Everyone knows the story of Archimedes' "Eureka!" moment. And likewise, everyone knows about Newton and the apple. Because they're cool and interesting stories, even if they are about physics.
Unfortunately, they also give two badly false impressions. The first is that that's the full extent of the story - Newton saw an apple fall, and the notion of gravity (and all that goes with it) popped into his head. That is, science is a matter of inspiration.
The second false impression is that science is, or should be, fundamentally easy - breakthroughs are just a matter of getting into the bath. And so, if you find it hard, you must therefore be terribly stupid, or doing it wrong, or whatever.
But here's the reality: Archimedes and Newton were amongst the finest scientific minds in the world at the time.

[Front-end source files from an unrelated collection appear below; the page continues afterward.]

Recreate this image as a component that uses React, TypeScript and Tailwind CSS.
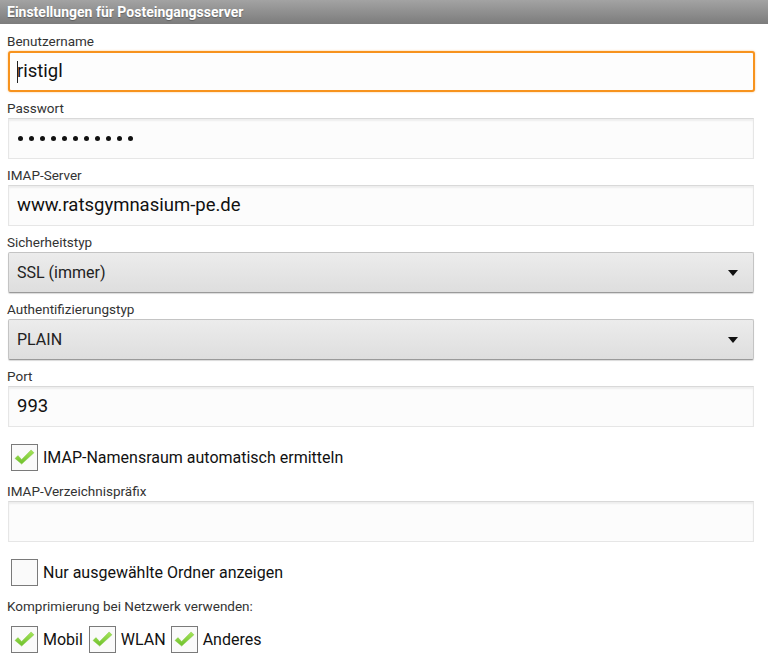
import React from 'react';

const font = { fontFamily: 'Roboto, "Noto Sans", sans-serif' };

const Label: React.FC<{ text: string; first?: boolean }> = ({ text, first }) => (
	<div className={`${first ? 'pt-[9px]' : 'pt-[8px]'} pb-[2px] pl-[7px] text-[13.5px] leading-4 text-[#333]`}>{text}</div>
);

const TextInput: React.FC<{ value?: string; focused?: boolean; password?: boolean }> = ({ value = '', focused, password }) => {
	if (focused) {
		return (
			<div className="mx-[8px] mr-[13px] h-[41px] rounded-[3px] border-2 border-[#f7931e] bg-[#fdfdfd] shadow-[0_0_2px_rgba(247,147,30,0.6)] flex items-center pl-[7px] text-[18.5px] text-[#111]">
				<span className="inline-block w-px h-[22px] bg-[#222] mr-[-1px]" />
				{value}
			</div>
		);
	}
	return (
		<div className="mx-[8px] mr-[14px] h-[41px] border border-[#e6e6e6] border-t-[#d9d9d9] bg-[#fcfcfc] shadow-[inset_0_2px_2px_rgba(0,0,0,0.06)] flex items-center pl-[8px] text-[18.5px] text-[#111]">
			{password ? (
				<span className="flex gap-[6px] pl-[1px]">
					{Array.from({ length: 11 }).map((_, i) => (
						<span key={i} className="w-[5px] h-[5px] rounded-full bg-[#111]" />
					))}
				</span>
			) : (
				value
			)}
		</div>
	);
};

const Select: React.FC<{ value: string }> = ({ value }) => (
	<div className="mx-[8px] mr-[14px] h-[41px] rounded-[2px] border border-[#c4c4c4] border-b-[#9a9a9a] bg-gradient-to-b from-[#ececec] to-[#dedede] shadow-[0_1px_1px_rgba(0,0,0,0.15)] flex items-center justify-between pl-[8px] pr-[15px] text-[16px] text-[#222]">
		<span>{value}</span>
		<svg width="10" height="6" viewBox="0 0 10 6">
			<polygon points="0,0 10,0 5,6" fill="#111" />
		</svg>
	</div>
);

const Check: React.FC<{ checked?: boolean }> = ({ checked }) => (
	<div className="w-[27px] h-[27px] border border-[#7a7a7a] bg-[#fafafa] flex items-center justify-center shrink-0">
		{checked && (
			<svg width="21" height="17" viewBox="0 0 22 18">
				<defs>
					<linearGradient id="chk" x1="0" y1="0" x2="0" y2="1">
						<stop offset="0" stopColor="#a6e55a" />
						<stop offset="1" stopColor="#6cbf2a" />
					</linearGradient>
				</defs>
				<path d="M1 10 L4 7 L8 11 L18 1 L21 4 L8 16 Z" fill="url(#chk)" stroke="#7cc63a" strokeWidth="0.5" strokeLinejoin="round" />
			</svg>
		)}
	</div>
);

const CheckRow: React.FC<{ text: string; checked?: boolean }> = ({ text, checked }) => (
	<div className="flex items-center gap-[5px] pl-[11px] mt-[17px]">
		<Check checked={checked} />
		<span className="text-[16px] text-[#111]">{text}</span>
	</div>
);

export default function App() {
	return (
		<div className="w-[768px] h-[668px] bg-white overflow-hidden" style={font}>
			<div className="h-[24px] bg-gradient-to-b from-[#a3a3a3] to-[#7c7c7c] flex items-center pl-[7px] text-[14px] font-bold text-white [text-shadow:0_1px_1px_rgba(0,0,0,0.3)]">
				Einstellungen für Posteingangsserver
			</div>

			<Label text="Benutzername" first />
			<TextInput value="ristigl" focused />

			<Label text="Passwort" />
			<TextInput password />

			<Label text="IMAP-Server" />
			<TextInput value="www.ratsgymnasium-pe.de" />

			<Label text="Sicherheitstyp" />
			<Select value="SSL (immer)" />

			<Label text="Authentifizierungstyp" />
			<Select value="PLAIN" />

			<Label text="Port" />
			<TextInput value="993" />

			<CheckRow text="IMAP-Namensraum automatisch ermitteln" checked />

			<div className="pt-[12px] pb-[2px] pl-[7px] text-[13.5px] leading-4 text-[#333]">IMAP-Verzeichnispräfix</div>
			<TextInput />

			<CheckRow text="Nur ausgewählte Ordner anzeigen" />

			<div className="pt-[12px] pl-[7px] text-[13.5px] leading-4 text-[#333]">Komprimierung bei Netzwerk verwenden:</div>

			<div className="flex items-center pl-[11px] mt-[12px]">
				<Check checked />
				<span className="ml-[5px] mr-[6px] text-[16px] text-[#111]">Mobil</span>
				<Check checked />
				<span className="ml-[5px] mr-[5px] text-[16px] text-[#111]">WLAN</span>
				<Check checked />
				<span className="ml-[5px] text-[16px] text-[#111]">Anderes</span>
			</div>
		</div>
	);
}
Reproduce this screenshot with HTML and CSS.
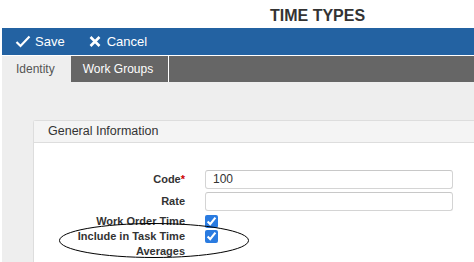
FILE: index.html
```html
<!DOCTYPE html>
<html>
<head>
    <title>Time Types</title>
    <link rel="stylesheet" href="styles.css">
</head>
<body>
    <h1 class="page-title">TIME TYPES</h1>

    <div class="app">
        <div class="toolbar">
            <button class="tool-btn">
                <svg class="icon-check" width="16" height="13" viewBox="0 0 16 13">
                    <polyline points="1.5,7 5.5,11 14.5,1.5" fill="none" stroke="#fff" stroke-width="2.2"/>
                </svg>
                Save
            </button>
            <button class="tool-btn">
                <svg class="icon-x" width="12" height="11" viewBox="0 0 12 11">
                    <path d="M1.5 1 L10.5 10 M10.5 1 L1.5 10" stroke="#fff" stroke-width="2.6"/>
                </svg>
                Cancel
            </button>
        </div>

        <div class="tabs">
            <div class="tab active">Identity</div>
            <div class="tab">Work Groups</div>
        </div>

        <div class="content">
            <div class="panel">
                <div class="panel-header">General Information</div>
                <div class="panel-body">
                    <div class="form-row">
                        <label for="code">Code<span class="req">*</span></label>
                        <input type="text" id="code" value="100">
                    </div>
                    <div class="form-row">
                        <label for="rate">Rate</label>
                        <input type="text" id="rate">
                    </div>
                    <div class="form-row check-row first-check">
                        <label for="wot">Work Order Time</label>
                        <input type="checkbox" id="wot" checked>
                    </div>
                    <div class="form-row check-row">
                        <label for="avg">Include in Task Time Averages</label>
                        <input type="checkbox" id="avg" checked>
                    </div>
                </div>
            </div>
        </div>
    </div>

    <!-- annotation circled on the screenshot -->
    <svg class="annotation" width="194" height="38" viewBox="0 0 194 38">
        <ellipse cx="96" cy="18.5" rx="94.5" ry="17" fill="none" stroke="#000" stroke-width="1"/>
    </svg>
</body>
</html>
```

FILE: styles.css
```css
/* Basic styling */
body {
    margin: 0;
    font-family: "Liberation Sans", Arial, sans-serif;
    background-color: #fff;
    color: #333;
    overflow: hidden;
    height: 262px;
}
.page-title {
    margin: 0;
    height: 28px;
    box-sizing: border-box;
    padding: 4px 0 0 270px;
    font-size: 16px;
    line-height: 24px;
    font-weight: bold;
    color: #333;
}
.app {
    margin-left: 2px;
}
/* Blue action bar */
.toolbar {
    display: flex;
    align-items: center;
    height: 27px;
    padding-left: 13px;
    background-color: #2362a2;
    border-bottom: 1px solid #fff;
}
.tool-btn {
    display: flex;
    align-items: center;
    gap: 4px;
    padding: 0;
    margin-right: 24px;
    border: none;
    background: none;
    color: #fff;
    font-family: inherit;
    font-size: 13px;
}
.icon-x {
    margin-right: 2px;
}
/* Tabs */
.tabs {
    display: flex;
    height: 26px;
    background-color: #666;
}
.tab {
    padding: 0 15px 0 12px;
    line-height: 26px;
    font-size: 12px;
    color: #fff;
    border-right: 1px solid #fff;
}
.tab.active {
    padding: 0 16px 0 14px;
    background-color: #eee;
    color: #555;
    border-right: none;
}
/* Content area */
.content {
    box-sizing: border-box;
    background-color: #eee;
    padding: 38px 0 0 31px;
    height: 180px;
}
.panel {
    box-sizing: border-box;
    background-color: #fff;
    border: 1px solid #ddd;
    border-right: none;
    border-bottom: none;
    border-radius: 3px 0 0 0;
    height: 100%;
}
.panel-header {
    background-color: #f4f4f4;
    border-bottom: 1px solid #ddd;
    height: 21px;
    line-height: 21px;
    padding-left: 14px;
    font-size: 12.5px;
    color: #333;
}
.panel-body {
    padding: 25px 0 0 36px;
}
.form-row {
    display: grid;
    grid-template-columns: 115px 248px;
    column-gap: 20px;
    align-items: center;
    min-height: 22px;
}
.form-row label {
    text-align: right;
    font-size: 11px;
    font-weight: bold;
    color: #333;
    line-height: 15px;
}
.req {
    color: #c00;
}
input[type="text"] {
    box-sizing: border-box;
    height: 19px;
    width: 100%;
    padding: 0 7px;
    border: 1px solid #d4d4d4;
    border-top-color: #c8c8c8;
    border-radius: 3px;
    font-family: inherit;
    font-size: 12px;
    color: #333;
}
.check-row {
    min-height: 15px;
    align-items: start;
}
.first-check {
    margin-top: 2px;
}
input[type="checkbox"] {
    width: 13px;
    height: 13px;
    margin: 1px 0 0 0;
    accent-color: #2a7be0;
}
/* hand drawn ellipse over the last row */
.annotation {
    position: absolute;
    left: 58px;
    top: 222px;
}
```
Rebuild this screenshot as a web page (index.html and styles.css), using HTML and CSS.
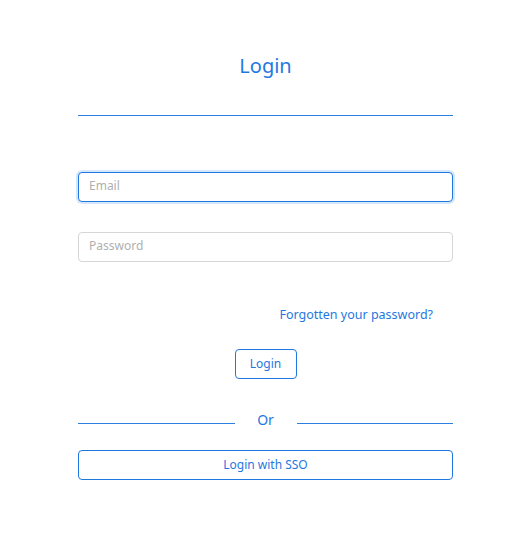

They had spend days, weeks, years thinking about the specific problem that they solved, on top of further days, weeks, years, decades of dealing with similar or contributory problems.
And the problems they were solving are now things we teach to school-children.
That's the nature of the beast. Science is hard, and requires a great deal of thought and effort. What's more, it's not a matter of inspiration - you don't suddenly have a flash of insight as a lightbulb appears over your head (fortunately, since both Archimedes and Newton predated Edison). Instead, it's a matter of absorbing obscene amounts of knowledge, training your mind to think in particular patterns and particular paths, and then if you're very lucky you get the moment of insight as everything fits together. (More commonly, you spend years finding hundreds of ways not to build a lightbulb before hitting on the right way. And then some assistant drops it.)
I bring this up because twice in the last two days I've startled LC when I've had moments of insight as I solved work-related problems while doing other things. Which I daresay was rather unsettling for her, but in both cases it was a matter of some huge relief to me as the pieces suddenly lined up neatly.
1 comment:
Happens to us too.
We'll be chatting away or watching telly or having dinner and suddenly I shout "ah, that's how you do it", before frantically emailing myself before I forget.
I can understand how this could be distressing, and indeed lend to the impression that I'm not really participating fully in the conversation (although in reality it's just multitasking).